The Court finds that Metropolitan is entitled to recover $116,433.84 from Mrs. Woods as the amount of proceeds wrongfully paid to her. The Court of Appeals directed this Court to consider if the amount to be restored to Metropolitan should be reduced because of certain losses the investment fund sustained. If any losses are to be deducted in their appropriate proportion, it is only fair to consider proportionate income in determining whether the proceeds are still intact. Income and losses will be taken into account insofar as the losses exceed the income and thus render the proceeds fund no longer intact. Thus, the Court will not reduce the amount paid to Mrs.

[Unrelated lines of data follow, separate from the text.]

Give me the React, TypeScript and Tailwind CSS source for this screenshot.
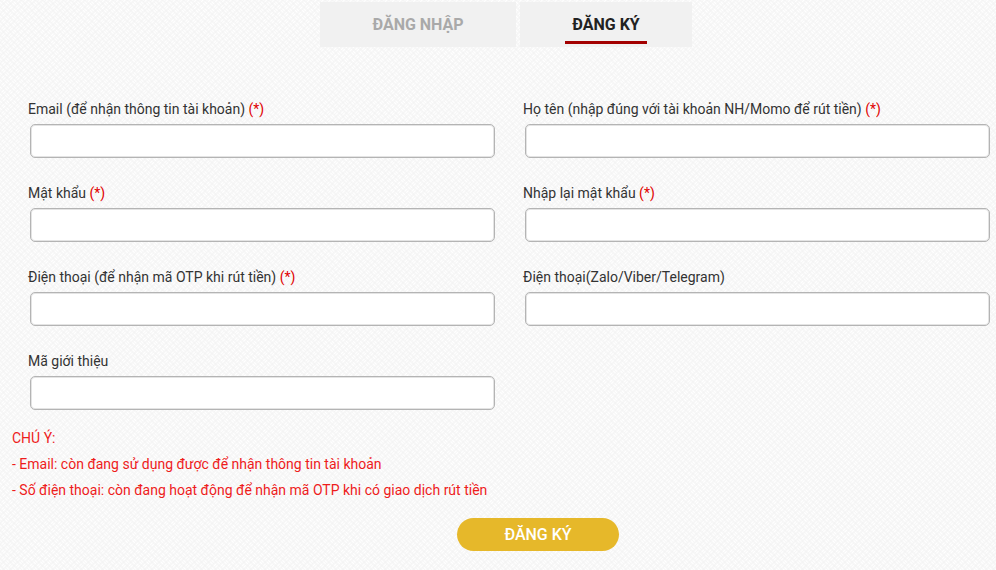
import React from "react"

type Field = { label: string; required?: boolean }

const rows: [Field, Field | null][] = [
  [
    { label: "Email (để nhận thông tin tài khoản)", required: true },
    { label: "Họ tên (nhập đúng với tài khoản NH/Momo để rút tiền)", required: true },
  ],
  [
    { label: "Mật khẩu", required: true },
    { label: "Nhập lại mật khẩu", required: true },
  ],
  [
    { label: "Điện thoại (để nhận mã OTP khi rút tiền)", required: true },
    { label: "Điện thoại(Zalo/Viber/Telegram)" },
  ],
  [{ label: "Mã giới thiệu" }, null],
]

function WeaveBackground() {
  return (
    <svg className="absolute inset-0 -z-10 h-full w-full" aria-hidden="true">
      <defs>
        <pattern id="weave" width="10" height="10" patternUnits="userSpaceOnUse" patternTransform="rotate(45)">
          <rect width="10" height="10" fill="#f2f2f2" />
          <rect x="0.5" y="0.6" width="4" height="1.6" fill="#ffffff" />
          <rect x="0.5" y="2.8" width="4" height="1.6" fill="#ffffff" />
          <rect x="5.5" y="5.6" width="4" height="1.6" fill="#ffffff" />
          <rect x="5.5" y="7.8" width="4" height="1.6" fill="#ffffff" />
          <rect x="5.6" y="0.5" width="1.6" height="4" fill="#ffffff" />
          <rect x="7.8" y="0.5" width="1.6" height="4" fill="#ffffff" />
          <rect x="0.6" y="5.5" width="1.6" height="4" fill="#ffffff" />
          <rect x="2.8" y="5.5" width="1.6" height="4" fill="#ffffff" />
        </pattern>
      </defs>
      <rect width="100%" height="100%" fill="url(#weave)" />
    </svg>
  )
}

function FormField({ field }: { field: Field }) {
  return (
    <div className="flex flex-col">
      <label className="h-[16px] text-[14px] leading-[16px] text-[#333]">
        {field.label}
        {field.required && <span className="text-[#e00000]"> (*)</span>}
      </label>
      <input
        type="text"
        className="ml-[2px] mt-[7px] h-[34px] w-[465px] rounded-[5px] border border-[#b4b4b4] bg-white shadow-[inset_0_0_0_1px_#e4e4e4] outline-none"
      />
    </div>
  )
}

export default function App() {
  return (
    <div
      className="relative isolate h-[570px] w-[996px] overflow-hidden"
      style={{ fontFamily: "Roboto, 'Liberation Sans', Arial, sans-serif" }}
    >
      <WeaveBackground />

      <div className="flex justify-center gap-[4px] pl-[16px] pt-[2px]">
        <button className="flex h-[45px] w-[196px] items-center justify-center bg-[#f1f1f1] text-[16px] font-bold text-[#a9a9a9]">
          ĐĂNG NHẬP
        </button>
        <button className="relative flex h-[45px] w-[172px] items-center justify-center bg-[#f1f1f1] text-[16px] font-bold text-[#222]">
          ĐĂNG KÝ
          <span className="absolute bottom-[3px] left-[45px] h-[3px] w-[82px] bg-[#a30000]" />
        </button>
      </div>

      <div className="mt-[54px] flex flex-col gap-[27px] pl-[28px]">
        {rows.map(([left, right], i) => (
          <div key={i} className="grid grid-cols-[467px_467px] gap-x-[28px]">
            <FormField field={left} />
            {right ? <FormField field={right} /> : <div />}
          </div>
        ))}
      </div>

      <div className="mt-[15px] pl-[12px] text-[14px] leading-[26px] text-[#ee1c1c]">
        <div>CHÚ Ý:</div>
        <div>- Email: còn đang sử dụng được để nhận thông tin tài khoản</div>
        <div>- Số điện thoại: còn đang hoạt động để nhận mã OTP khi có giao dịch rút tiền</div>
      </div>

      <div className="mt-[15px] flex justify-center pl-[80px]">
        <button className="h-[33px] w-[162px] rounded-full bg-[#e6b82a] text-[16px] font-medium text-white">
          ĐĂNG KÝ
        </button>
      </div>
    </div>
  )
}
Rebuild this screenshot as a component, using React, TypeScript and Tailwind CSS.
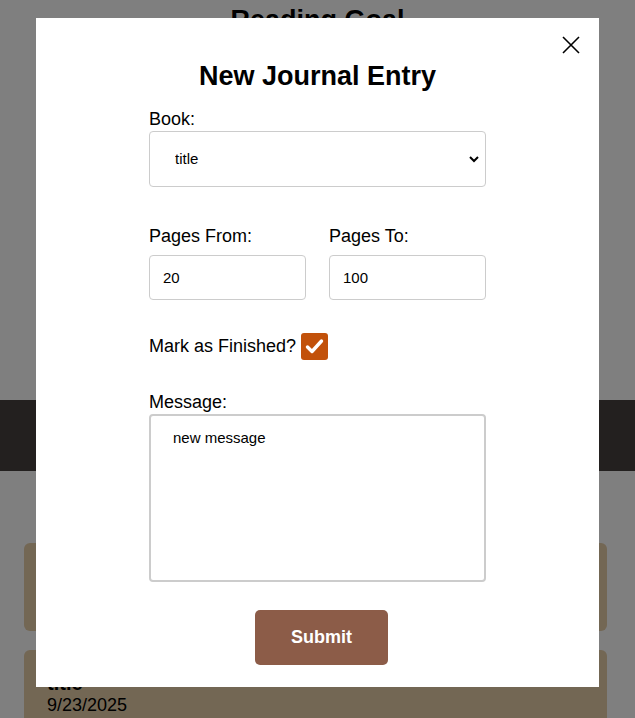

Woods by any losses since it was shown that the income generated by the proceeds exceeded the losses incurred. Under the facts in this case there is no inequity in ordering Mrs. Woods to return the full amount of proceeds paid to her of $116,433.84. State Farm Mutual Automobile Ins. Co. v. Sabourin, 574 S.W.2d 8, 10-11 (Mo.App.1978).

Accordingly, judgment will be entered in favor of Metropolitan on its crossclaim for restitution in the amount of the proceeds it paid by mistake to Mrs. Woods, $116,433.84.

The Court adopts this memorandum opinion as its findings of fact and conclusions of law, and the clerk of the Court is directed to prepare and enter the proper judgment in accordance with this opinion.

. The fact that Handly speaks to the issue of pre-judgment interest and not income or profits from the use of the money is inconsequential. Interest and profits áre alternative methods of measuring the damages suffered from loss of use. Here, Metropolitan only suffered damages on account of loss of use of the proceeds through its own error in judgment.

. Metropolitan was alerted to the possibility of conflicting claims when it received a letter from Mrs. Glover’s attorney after Mr. Woods death asking for a claim form. This letter was received by Metropolitan at its New York office on February 20, 1978, before the proceeds were paid out to Mrs. Woods. Metropolitan never responded to this request. Instead, Metropolitan chose to cooperate with its group policy holder and accede to its wishes that Mrs. Woods receive the proceeds.